Tropic of Capricorn Olympic Orchids Носила этот аромат сквозь призму трилогии Генри Миллера, наконец-то довольная тем, как литературное репрезентировано в парфюмерии.
В начале аромат отхлестал по щекам букетом тропических цветов - резко, пылко, на грани приличия, вполне себе в духе прозы Миллера ("Тропик Козерога" итак случился со мной в жарком июле, а вот от "Тропика рака" было жарко и в промозглом сером феврале).
Стоило об этом подумать, как безжизненный, пронизанный холодом, искореженный дымом из промышленных труб город вдруг явился и в аромате. Растерялась даже, пока не поняла, что это игры хирацеума, в котором и техногенно-индустриальная грань мощная.
Чуть кожа отогрела аромат, как тропическое марево снова явилось, как и Генри Миллер, описывающий жар, рождаемый телами за закрытыми дверями парижских домов.
Стало очень плотско, головокружительная глубина анималики волнами затягивала в пляску страсти, тот самый вихрь, обдирающий до костей.

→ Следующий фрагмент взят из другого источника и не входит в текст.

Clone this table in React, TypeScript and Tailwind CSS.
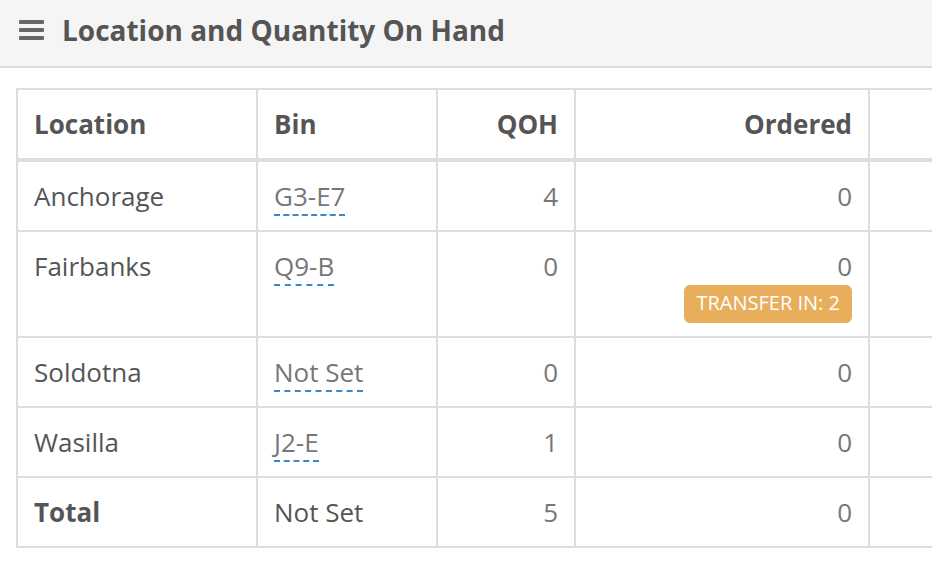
import React from 'react';

type Row = {
  location: string;
  bin: string;
  qoh: number;
  ordered: number;
  transferIn?: number;
  total?: boolean;
};

const rows: Row[] = [
  { location: 'Anchorage', bin: 'G3-E7', qoh: 4, ordered: 0 },
  { location: 'Fairbanks', bin: 'Q9-B', qoh: 0, ordered: 0, transferIn: 2 },
  { location: 'Soldotna', bin: 'Not Set', qoh: 0, ordered: 0 },
  { location: 'Wasilla', bin: 'J2-E', qoh: 1, ordered: 0 },
  { location: 'Total', bin: 'Not Set', qoh: 5, ordered: 0, total: true },
];

const cell = 'border-2 border-[#dddddd] px-[16px] py-[16px] align-top leading-[36px]';

const App: React.FC = () => {
  return (
    <div
      className="w-[932px] h-[572px] overflow-hidden bg-white text-[#555555]"
      style={{ fontFamily: '"Open Sans", "Liberation Sans", sans-serif' }}
    >
      {/* Panel heading */}
      <div className="h-[68px] bg-[#f5f5f5] border-b-2 border-[#dddddd] flex items-center pl-[19px]">
        <div className="flex flex-col gap-[4px] w-[25px] mr-[18px] mb-[6px]">
          <span className="block h-[4px] bg-[#666666] rounded-[1px]" />
          <span className="block h-[4px] bg-[#666666] rounded-[1px]" />
          <span className="block h-[4px] bg-[#666666] rounded-[1px]" />
        </div>
        <h2 className="text-[28px] leading-[36px] font-bold text-[#555555] mb-[6px]">
          Location and Quantity On Hand
        </h2>
      </div>

      {/* Table */}
      <div className="pt-[20px] pl-[16px]">
        <table className="border-collapse table-fixed w-[1000px] text-[26px]">
          <colgroup>
            <col className="w-[240px]" />
            <col className="w-[180px]" />
            <col className="w-[138px]" />
            <col className="w-[294px]" />
            <col />
          </colgroup>
          <thead>
            <tr>
              <th className={`${cell} border-b-4 text-left font-bold`}>Location</th>
              <th className={`${cell} border-b-4 text-left font-bold`}>Bin</th>
              <th className={`${cell} border-b-4 text-right font-bold`}>QOH</th>
              <th className={`${cell} border-b-4 text-right font-bold`}>Ordered</th>
              <th className={`${cell} border-b-4`}></th>
            </tr>
          </thead>
          <tbody>
            {rows.map((r) => (
              <tr key={r.location}>
                <td className={`${cell} ${r.total ? 'font-bold' : ''}`}>{r.location}</td>
                <td className={cell}>
                  {r.total ? (
                    <span className="text-[#555555]">{r.bin}</span>
                  ) : (
                    <span className="text-[#777777] border-b-2 border-dashed border-[#3a87c9]">
                      {r.bin}
                    </span>
                  )}
                </td>
                <td className={`${cell} text-right text-[#777777]`}>{r.qoh}</td>
                <td className={`${cell} text-right text-[#777777]`}>
                  <div>{r.ordered}</div>
                  {r.transferIn !== undefined && (
                    <div className="flex justify-end mt-[1px] mb-[-3px]">
                      <span className="block bg-[#e8ae5c] text-white text-[20px] leading-[26px] px-[12px] pt-[5px] pb-[7px] rounded-[6px]">
                        TRANSFER IN: {r.transferIn}
                      </span>
                    </div>
                  )}
                </td>
                <td className={cell}></td>
              </tr>
            ))}
          </tbody>
        </table>
      </div>
    </div>
  );
};

export default App;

Хирацеум с цветами красиво играл, переливался - мерещились иногда отголоски сладкой истомы одалисок как в Salome Papillon.

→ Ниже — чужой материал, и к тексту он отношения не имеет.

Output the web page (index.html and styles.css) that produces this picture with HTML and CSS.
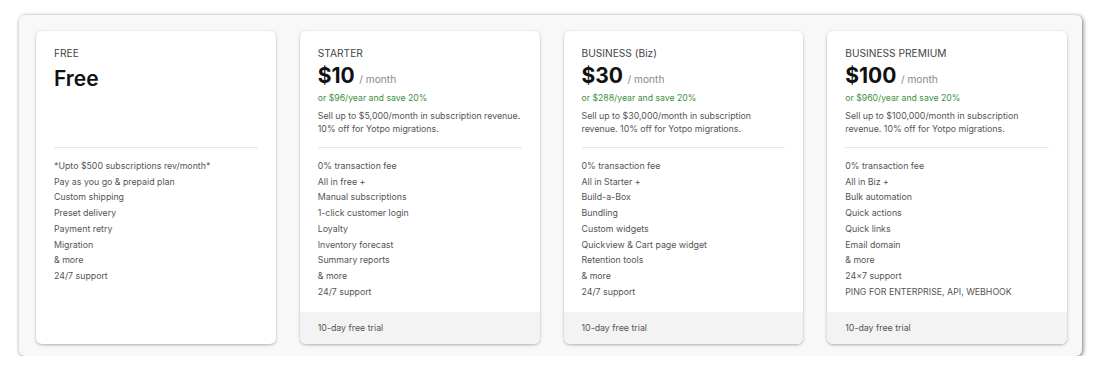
FILE: index.html
```html
<!DOCTYPE html>
<html lang="en">
  <head>
    <meta charset="UTF-8" />
    <meta name="viewport" content="width=device-width, initial-scale=1.0" />
    <title>Plans</title>
    <link rel="stylesheet" href="styles.css">
  </head>
  <body>
    <div class="plans-panel">
      <div class="plan-card">
        <div class="plan-head">
          <div class="plan-name">FREE</div>
          <div class="plan-price plan-price-free"><span class="amount amount-free">Free</span></div>
        </div>
        <ul class="plan-features">
          <li>*Upto $500 subscriptions rev/month*</li>
          <li>Pay as you go &amp; prepaid plan</li>
          <li>Custom shipping</li>
          <li>Preset delivery</li>
          <li>Payment retry</li>
          <li>Migration</li>
          <li>&amp; more</li>
          <li>24/7 support</li>
        </ul>
      </div>

      <div class="plan-card">
        <div class="plan-head">
          <div class="plan-name">STARTER</div>
          <div class="plan-price"><span class="amount">$10</span> <span class="per">/ month</span></div>
          <div class="plan-yearly">or $96/year and save 20%</div>
          <div class="plan-desc">Sell up to $5,000/month in subscription revenue. 10% off for Yotpo migrations.</div>
        </div>
        <ul class="plan-features">
          <li>0% transaction fee</li>
          <li>All in free +</li>
          <li>Manual subscriptions</li>
          <li>1-click customer login</li>
          <li>Loyalty</li>
          <li>Inventory forecast</li>
          <li>Summary reports</li>
          <li>&amp; more</li>
          <li>24/7 support</li>
        </ul>
        <div class="plan-trial">10-day free trial</div>
      </div>

      <div class="plan-card">
        <div class="plan-head">
          <div class="plan-name">BUSINESS (Biz)</div>
          <div class="plan-price"><span class="amount">$30</span> <span class="per">/ month</span></div>
          <div class="plan-yearly">or $288/year and save 20%</div>
          <div class="plan-desc">Sell up to $30,000/month in subscription revenue. 10% off for Yotpo migrations.</div>
        </div>
        <ul class="plan-features">
          <li>0% transaction fee</li>
          <li>All in Starter +</li>
          <li>Build-a-Box</li>
          <li>Bundling</li>
          <li>Custom widgets</li>
          <li>Quickview &amp; Cart page widget</li>
          <li>Retention tools</li>
          <li>&amp; more</li>
          <li>24/7 support</li>
        </ul>
        <div class="plan-trial">10-day free trial</div>
      </div>

      <div class="plan-card">
        <div class="plan-head">
          <div class="plan-name">BUSINESS PREMIUM</div>
          <div class="plan-price"><span class="amount">$100</span> <span class="per">/ month</span></div>
          <div class="plan-yearly">or $960/year and save 20%</div>
          <div class="plan-desc">Sell up to $100,000/month in subscription revenue. 10% off for Yotpo migrations.</div>
        </div>
        <ul class="plan-features">
          <li>0% transaction fee</li>
          <li>All in Biz +</li>
          <li>Bulk automation</li>
          <li>Quick actions</li>
          <li>Quick links</li>
          <li>Email domain</li>
          <li>&amp; more</li>
          <li>24×7 support</li>
          <li>PING FOR ENTERPRISE, API, WEBHOOK</li>
        </ul>
        <div class="plan-trial">10-day free trial</div>
      </div>
    </div>
  </body>
</html>
```

FILE: styles.css
```css
* {
  box-sizing: border-box;
}
html,
body {
  margin: 0;
  padding: 0;
  background-color: #ffffff;
  font-family: "Inter", "Liberation Sans", sans-serif;
}
.plans-panel {
  display: flex;
  gap: 24px;
  width: 1063px;
  height: 341px;
  margin: 15px 0 0 19px;
  padding: 16px 15px 12px 17px;
  background-color: #f8f8f8;
  border-radius: 6px;
  box-shadow: 1px 1px 4px rgba(0, 0, 0, 0.55);
}
.plan-card {
  display: flex;
  flex-direction: column;
  width: 240px;
  background-color: #ffffff;
  border-radius: 6px;
  box-shadow: 0 1px 3px rgba(0, 0, 0, 0.3);
  overflow: hidden;
}
.plan-head {
  flex: none;
  height: 117px;
  margin: 0 18px;
  padding-top: 14px;
  border-bottom: 1px solid #e8e8e8;
}
.plan-name {
  font-size: 10.2px;
  line-height: 16px;
  color: #444;
}
.plan-price {
  height: 29px;
  line-height: 29px;
}
.plan-price-free {
  padding-top: 3px;
  height: 32px;
}
.amount {
  font-size: 21px;
  font-weight: 700;
  color: #111;
}
.amount-free {
  font-weight: 600;
}
.per {
  font-size: 10.2px;
  color: #888;
}
.plan-yearly {
  font-size: 8.7px;
  line-height: 16px;
  color: #3e8e41;
}
.plan-desc {
  margin-top: 3px;
  font-size: 8.8px;
  line-height: 13px;
  color: #555;
}
.plan-features {
  flex: 1;
  list-style: none;
  margin: 0;
  padding: 10px 18px 0;
}
.plan-features li {
  font-size: 8.8px;
  line-height: 15.7px;
  color: #555;
}
.plan-trial {
  flex: none;
  height: 32px;
  line-height: 32px;
  padding: 0 18px;
  background-color: #f3f3f3;
  font-size: 8.8px;
  color: #555;
}
```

В базе только показалось, что аромат устал и угомонился, как близко к коже явились ворох припыленных писем, скрипящее мыло, манго ласси, чуть тепла от смол, припудренных специями, свежая весенняя трава, латекс. То все вместе, то по отдельности мелькали, вспыхивали и никак не желали с кожи уходить к моей величайшей радости.